Для не музыканта, каким сознавал себя и Михаил Чехов, был в его игре некий элемент колдовства. Садясь за инструмент, Рахманинов как бы задумывался на несколько секунд. Потом решительно опускал на клавиши свои большие, красивые руки с мягкими пальцами. Начинал обычно спокойно, почти сурово. Постепенно звук нарастал, игра становилась динамичной, и слушатели, словно во власти кудесника, сидели как завороженные. Очнувшись, хотелось понять — что же это? Откуда? Какую тайну постиг, какой клад отыскал он на пути своем как пианист-виртуоз? Но в том-то и дело, что был Рахманинов не просто пианист-виртуоз. Он был еще и композитор, и дирижер. Садясь за рояль, он хотел и знал, как напитать его звучанием всех слышимых им звуков. Знал, как заставить его зажить жизнью оркестра и многоголосных хоров, отозваться голосами сольных инструментов и солистов-певцов.
И это неизмеримо расширяло возможности, доступные другим пианистам-виртуозам. Недаром Сергей Васильевич еще при жизни стал легендой. Пианист продолжал публично выступать в концертах. Композитор продолжал творить. А его музыка, его исполнительское мастерство уже сделались легендарными. Когда с концертной эстрады он повелевал сердцами слушателей, многие говорили о нем: «Русский». Своим торжеством на концертах он утверждал веру в Россию.
О себе Рахманинов говорил, что в нем восемьдесят лять процентов музыканта и пятнадцать процентов человека. Это объясняет в нем многое. Он и жил больше всего в музыке. Причем творил не только тогда, когда сидел за роялем или у письменного стола: он всегда вынашивал в себе музыку. Сам он признавался, что «слышит» свою будущую музыку и что она перестает звучать только тогда, когда он ее запишет. (Почти то же говорил Виктор Гюго — что стихи как бы диктовались ему из невидимого мира.) Постоянная сосредоточенность не могла, конечно, не отразиться на внешнем облике музыканта.
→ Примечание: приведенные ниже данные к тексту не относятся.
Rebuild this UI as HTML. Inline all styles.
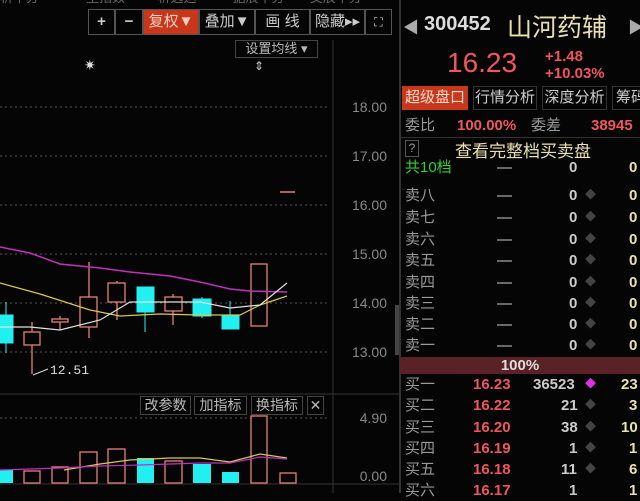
<!DOCTYPE html>
<html><head><meta charset="utf-8"><style>
*{margin:0;padding:0;box-sizing:border-box}
body{width:640px;height:493px;background:#050505;overflow:hidden;position:relative;font-family:"Liberation Sans","Noto Sans CJK SC",sans-serif;color:#ccc}
.a{position:absolute;white-space:nowrap}
.btn{position:absolute;top:9px;height:26px;border:1px solid #555;color:#ccc;font-size:15px;text-align:center;line-height:24px}
.ax{position:absolute;left:345px;width:42px;text-align:right;font-size:14px;color:#888}
.r{position:absolute;left:403px;width:237px;height:21px;font-size:15px;line-height:21px}
.r span{position:absolute}
.r .d{left:182px;color:#444;font-size:11px}
</style></head><body>
<div class="a" style="left:0;top:-13px;font-size:13px;color:#666">析平分 &nbsp;&nbsp;&nbsp;&nbsp;&nbsp;&nbsp;&nbsp;&nbsp;&nbsp;&nbsp;&nbsp; 型指数 &nbsp;&nbsp;&nbsp;&nbsp;&nbsp;&nbsp;&nbsp; 析选运 &nbsp;&nbsp;&nbsp;&nbsp;&nbsp;&nbsp;&nbsp;&nbsp; 据展平分 &nbsp;&nbsp;&nbsp;&nbsp;&nbsp; 交展平分</div>
<div class="btn" style="left:88px;width:27px;font-weight:bold">+</div>
<div class="btn" style="left:115px;width:28px;font-weight:bold">−</div>
<div class="btn" style="left:143px;width:56px;background:#c8361c;color:#f5d0c0">复权▼</div>
<div class="btn" style="left:199px;width:56px">叠加▼</div>
<div class="btn" style="left:255px;width:55px">画 线</div>
<div class="btn" style="left:310px;width:55px">隐藏▸▸</div>
<div class="btn" style="left:365px;width:27px;font-size:12px">⛶</div>
<div class="a" style="left:235px;top:40px;width:83px;height:18px;border:1px solid #444;font-size:13px;line-height:16px;text-align:center;color:#bbb">设置均线 ▾</div>
<svg class="a" style="left:0;top:0" width="400" height="493">
<g stroke="#555" stroke-dasharray="2,3"><line x1="0" y1="107" x2="328" y2="107"/><line x1="0" y1="156" x2="328" y2="156"/><line x1="0" y1="205" x2="328" y2="205"/><line x1="0" y1="254" x2="328" y2="254"/><line x1="0" y1="303" x2="328" y2="303"/><line x1="0" y1="352" x2="328" y2="352"/><line x1="0" y1="418" x2="328" y2="418"/></g>
<line x1="333" y1="40" x2="333" y2="493" stroke="#333"/>
<line x1="0" y1="394" x2="400" y2="394" stroke="#333"/>
<line x1="0" y1="484" x2="400" y2="484" stroke="#333"/>
<rect x="395" y="305" width="4" height="50" fill="#444"/>
<text x="84" y="70" fill="#ddd" font-size="14">✷</text>
<text x="254" y="70" fill="#ccc" font-size="12">⇕</text>
<line x1="280" y1="192" x2="295" y2="192" stroke="#e7807a" stroke-width="1.5"/>
<g stroke="#e7807a" fill="none" stroke-width="1.3">
<line x1="32" y1="322" x2="32" y2="374"/><rect x="24" y="332" width="16" height="13" fill="#050505"/>
<line x1="60" y1="316" x2="60" y2="330"/><rect x="52" y="319" width="16" height="3" fill="#050505"/>
<line x1="89" y1="262" x2="89" y2="338"/><rect x="80" y="297" width="17" height="30" fill="#050505"/>
<line x1="117" y1="281" x2="117" y2="320"/><rect x="108" y="283" width="17" height="19" fill="#050505"/>
<line x1="173" y1="294" x2="173" y2="325"/><rect x="165" y="297" width="17" height="14" fill="#050505"/>
<rect x="251" y="264" width="16" height="62" fill="#050505"/>
</g>
<g fill="#22f0f0" stroke="#22f0f0">
<line x1="6" y1="302" x2="6" y2="353"/><rect x="0" y="315" width="13" height="28"/>
<line x1="145" y1="287" x2="145" y2="332"/><rect x="137" y="287" width="17" height="25"/>
<line x1="202" y1="297" x2="202" y2="318"/><rect x="193" y="299" width="18" height="17"/>
<line x1="230" y1="301" x2="230" y2="329"/><rect x="222" y="316" width="17" height="13"/>
</g>
<polyline fill="none" stroke="#c030c0" stroke-width="1.5" points="0,247 30,253 60,264 100,268 130,272 170,276 200,282 230,289 250,291 287,292"/>
<polyline fill="none" stroke="#d8c850" stroke-width="1.2" points="0,283 40,294 90,310 120,316 160,314 200,315 240,315 260,305 287,296"/>
<polyline fill="none" stroke="#e0e0e0" stroke-width="1.2" points="0,327 30,327 60,330 100,320 130,302 170,302 200,302 230,308 260,305 287,283"/>
<line x1="33" y1="375" x2="48" y2="369" stroke="#ddd"/>
<text x="50" y="374" fill="#ddd" font-size="13" font-family="Liberation Mono">12.51</text>
<g stroke="#e7807a" fill="#050505" stroke-width="1.3">
<rect x="24" y="471" width="16" height="12"/><rect x="52" y="467" width="16" height="16"/><rect x="80" y="452" width="17" height="31"/><rect x="108" y="449" width="17" height="34"/><rect x="165" y="461" width="17" height="22"/><rect x="251" y="416" width="16" height="67"/><rect x="280" y="473" width="16" height="10"/>
</g>
<g fill="#22f0f0"><rect x="0" y="470" width="13" height="13"/><rect x="137" y="458" width="17" height="25"/><rect x="193" y="464" width="18" height="19"/><rect x="222" y="472" width="17" height="11"/></g>
<polyline fill="none" stroke="#d8c850" stroke-width="1.2" points="64,470 100,464 130,460 170,458 200,458 230,462 260,454 287,458"/>
<polyline fill="none" stroke="#c030c0" stroke-width="1.2" points="0,470 60,468 100,466 140,465 200,463 230,463 260,457 287,459"/>
</svg>
<div class="ax" style="top:99px">18.00</div><div class="ax" style="top:148px">17.00</div><div class="ax" style="top:197px">16.00</div><div class="ax" style="top:246px">15.00</div><div class="ax" style="top:295px">14.00</div><div class="ax" style="top:344px">13.00</div><div class="ax" style="top:410px">4.90</div><div class="ax" style="top:468px">0.00</div>
<div class="a" style="left:140px;top:396px;width:51px;height:19px;border:1px solid #444;font-size:14px;line-height:17px;text-align:center;color:#bbb">改参数</div>
<div class="a" style="left:194px;top:396px;width:53px;height:19px;border:1px solid #444;font-size:14px;line-height:17px;text-align:center;color:#bbb">加指标</div>
<div class="a" style="left:251px;top:396px;width:52px;height:19px;border:1px solid #444;font-size:14px;line-height:17px;text-align:center;color:#bbb">换指标</div>
<div class="a" style="left:307px;top:396px;width:17px;height:19px;border:1px solid #444;font-size:14px;line-height:17px;text-align:center;color:#bbb">✕</div>
<div class="a" style="left:399px;top:0;width:2px;height:493px;background:#333"></div>
<div class="a" style="left:403px;top:14px;color:#aaa;font-size:16px">◀</div>
<div class="a" style="left:628px;top:14px;color:#aaa;font-size:16px">▶</div>
<div class="a" style="left:424px;top:13px;font-size:20px;color:#ddd;font-weight:bold">300452</div>
<div class="a" style="left:507px;top:8px;font-size:25px;color:#e8e0b0">山河药辅</div>
<div class="a" style="left:447px;top:47px;font-size:28px;color:#f05560">16.23</div>
<div class="a" style="left:545px;top:48px;font-size:15px;color:#f05560;font-weight:bold;line-height:17px">+1.48<br>+10.03%</div>
<div class="a" style="left:402px;top:86px;width:66px;height:24px;background:#c8361c;color:#f5e0d0;font-size:15px;line-height:24px;text-align:center">超级盘口</div>
<div class="a" style="left:473px;top:86px;width:64px;height:24px;border:1px solid #333;font-size:15px;line-height:22px;text-align:center">行情分析</div>
<div class="a" style="left:542px;top:86px;width:65px;height:24px;border:1px solid #333;font-size:15px;line-height:22px;text-align:center">深度分析</div>
<div class="a" style="left:612px;top:86px;width:40px;height:24px;border:1px solid #333;font-size:15px;line-height:22px;padding-left:3px">筹码</div>
<div class="r" style="top:115px"><span style="left:2px;color:#999">委比</span><span style="left:54px;color:#f05560;font-weight:bold">100.00%</span><span style="left:128px;color:#999">委差</span><span style="left:188px;color:#f05560;font-weight:bold">38945</span></div>
<div class="a" style="left:400px;top:137px;width:240px;height:1px;background:#333"></div>
<div class="a" style="left:405px;top:140px;width:14px;height:17px;border:1px solid #555;font-size:12px;text-align:center;color:#999">?</div>
<div class="a" style="left:455px;top:137px;font-size:17px;color:#e8e0b0">查看完整档买卖盘</div>
<div class="r" style="top:157px"><span style="left:2px;color:#3c3">共10档</span><span style="left:94px">—</span><span style="left:166px;font-weight:bold">0</span><span style="left:226px;color:#e8e0b0;font-weight:bold">0</span></div>
<div class="r" style="top:185px"><span style="left:2px;color:#999">卖八</span><span style="left:94px">—</span><span style="left:166px;font-weight:bold">0</span><span class="d">◆</span><span style="left:226px;color:#e8e0b0;font-weight:bold">0</span></div>
<div class="r" style="top:207px"><span style="left:2px;color:#999">卖七</span><span style="left:94px">—</span><span style="left:166px;font-weight:bold">0</span><span class="d">◆</span><span style="left:226px;color:#e8e0b0;font-weight:bold">0</span></div>
<div class="r" style="top:229px"><span style="left:2px;color:#999">卖六</span><span style="left:94px">—</span><span style="left:166px;font-weight:bold">0</span><span class="d">◆</span><span style="left:226px;color:#e8e0b0;font-weight:bold">0</span></div>
<div class="r" style="top:250px"><span style="left:2px;color:#999">卖五</span><span style="left:94px">—</span><span style="left:166px;font-weight:bold">0</span><span class="d">◆</span><span style="left:226px;color:#e8e0b0;font-weight:bold">0</span></div>
<div class="r" style="top:272px"><span style="left:2px;color:#999">卖四</span><span style="left:94px">—</span><span style="left:166px;font-weight:bold">0</span><span class="d">◆</span><span style="left:226px;color:#e8e0b0;font-weight:bold">0</span></div>
<div class="r" style="top:293px"><span style="left:2px;color:#999">卖三</span><span style="left:94px">—</span><span style="left:166px;font-weight:bold">0</span><span class="d">◆</span><span style="left:226px;color:#e8e0b0;font-weight:bold">0</span></div>
<div class="r" style="top:314px"><span style="left:2px;color:#999">卖二</span><span style="left:94px">—</span><span style="left:166px;font-weight:bold">0</span><span class="d">◆</span><span style="left:226px;color:#e8e0b0;font-weight:bold">0</span></div>
<div class="r" style="top:335px"><span style="left:2px;color:#999">卖一</span><span style="left:94px">—</span><span style="left:166px;font-weight:bold">0</span><span class="d">◆</span><span style="left:226px;color:#e8e0b0;font-weight:bold">0</span></div>
<div class="a" style="left:400px;top:357px;width:240px;height:17px;background:#5a2226;color:#ddd;font-size:15px;font-weight:bold;text-align:center;line-height:17px">100%</div>
<div class="r" style="top:374px"><span style="left:2px;color:#999">买一</span><span style="left:70px;color:#f05560;font-weight:bold">16.23</span><span style="left:130px;font-weight:bold">36523</span><span style="left:182px;color:#e030e0;font-size:11px">◆</span><span style="left:218px;color:#e8e0b0;font-weight:bold">23</span></div>
<div class="r" style="top:395px"><span style="left:2px;color:#999">买二</span><span style="left:70px;color:#f05560;font-weight:bold">16.22</span><span style="left:158px;font-weight:bold">21</span><span class="d">◆</span><span style="left:226px;color:#e8e0b0;font-weight:bold">3</span></div>
<div class="r" style="top:417px"><span style="left:2px;color:#999">买三</span><span style="left:70px;color:#f05560;font-weight:bold">16.20</span><span style="left:158px;font-weight:bold">38</span><span class="d">◆</span><span style="left:218px;color:#e8e0b0;font-weight:bold">10</span></div>
<div class="r" style="top:438px"><span style="left:2px;color:#999">买四</span><span style="left:70px;color:#f05560;font-weight:bold">16.19</span><span style="left:166px;font-weight:bold">1</span><span class="d">◆</span><span style="left:226px;color:#e8e0b0;font-weight:bold">1</span></div>
<div class="r" style="top:459px"><span style="left:2px;color:#999">买五</span><span style="left:70px;color:#f05560;font-weight:bold">16.18</span><span style="left:158px;font-weight:bold">11</span><span class="d">◆</span><span style="left:226px;color:#e8e0b0;font-weight:bold">6</span></div>
<div class="r" style="top:480px"><span style="left:2px;color:#999">买六</span><span style="left:70px;color:#f05560;font-weight:bold">16.17</span><span style="left:166px;font-weight:bold">1</span><span style="left:226px;color:#e8e0b0;font-weight:bold">1</span></div>
</body></html>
Бывало, в молодости, он уходил в себя настолько, что его приходилось «будить» от задумчивости.
«Слушая» свою будущую музыку, он любил быть один и сторонился людей. Потом садился и записывал на нотную бумагу — очень быстро, почти без помарок. Так создалась другая легенда — о необычайной легкости творческого процесса у Рахманинова. В действительности это было не так.
Когда он писал, ему, по собственному признанию, помогали воспоминания о книге, которую он недавно прочел. Или о картине, увиденной где-либо. О стихотворении, если оно произвело на него впечатление. Иногда припомнившаяся ему история. Все это Рахманинов старался превратить в звуки, конечно, не раскрывая источника своего вдохновения. Писать по заказу он отказывался.
— Это уже не творчество, — говорил он.
После работы Сергей Васильевич выходил на балкон. Если в саду, за деревьями, он видел играющих в теннис, то шел к площадке, уютно садился у средней черты и, закурив папироску, с легкой улыбкой ждал... когда промажет Чехов. Михаил Александрович смущался и «мазал». Рахманинов тихонько кивнет при этом головой и тоном, в котором звучало «я так и знал», произносил:
— Дда-а, неважно...
Тут Чехову посчастливилось. Сделав удар, он обернулся к Сергею Васильевичу и сказал:
— Нормально!
Рахманинов это словцо подхватил и громко кричал ему: «Нормально!»... всякий раз, когда Михаил Александрович «промазывал».
Зашел у них как-то разговор о музыке в драматическом театре. Чехов хотел, чтобы в его работах музыка стала органической, составной частью спектакля, но не был уверен, как это сделать. Спросил Рахманинова.
— Вы знаете, — сказал Сергей Васильевич, — музыка в драме, если она не оправдана, не хорошо. Вы сделайте вот что. Покажите на сцене жизнь композитора. Известного. И пусть он тут же, при нас, сочинит одну из вещей, хорошо нам знакомых. Увидите, какой будет чудесный эффект!
Чехов этим не воспользовался. А через какое-то время увидел кинофильм «Большой вальс», где была чудесная сцена рождения «Сказки венского леса» Иоганна Штрауса.
При всей внешней сдержанности никогда и ни о чем Рахманинов не говорил равнодушно. Если затронутая тема его не интересовала или была ему неприятна, он попросту отмалчивался. Назвать его манеру говорить оживленной нельзя было никак. Говорил Сергей Васильевич очень медленно, характерным жестом потирая рукой лоб, тщательно подыскивая нужные ему слова и при этом часто закрывая глаза. Тогда его аскетическое лицо с опущенными веками становилось каким-то суровым и глубокие складки на лбу резко вычерчивались.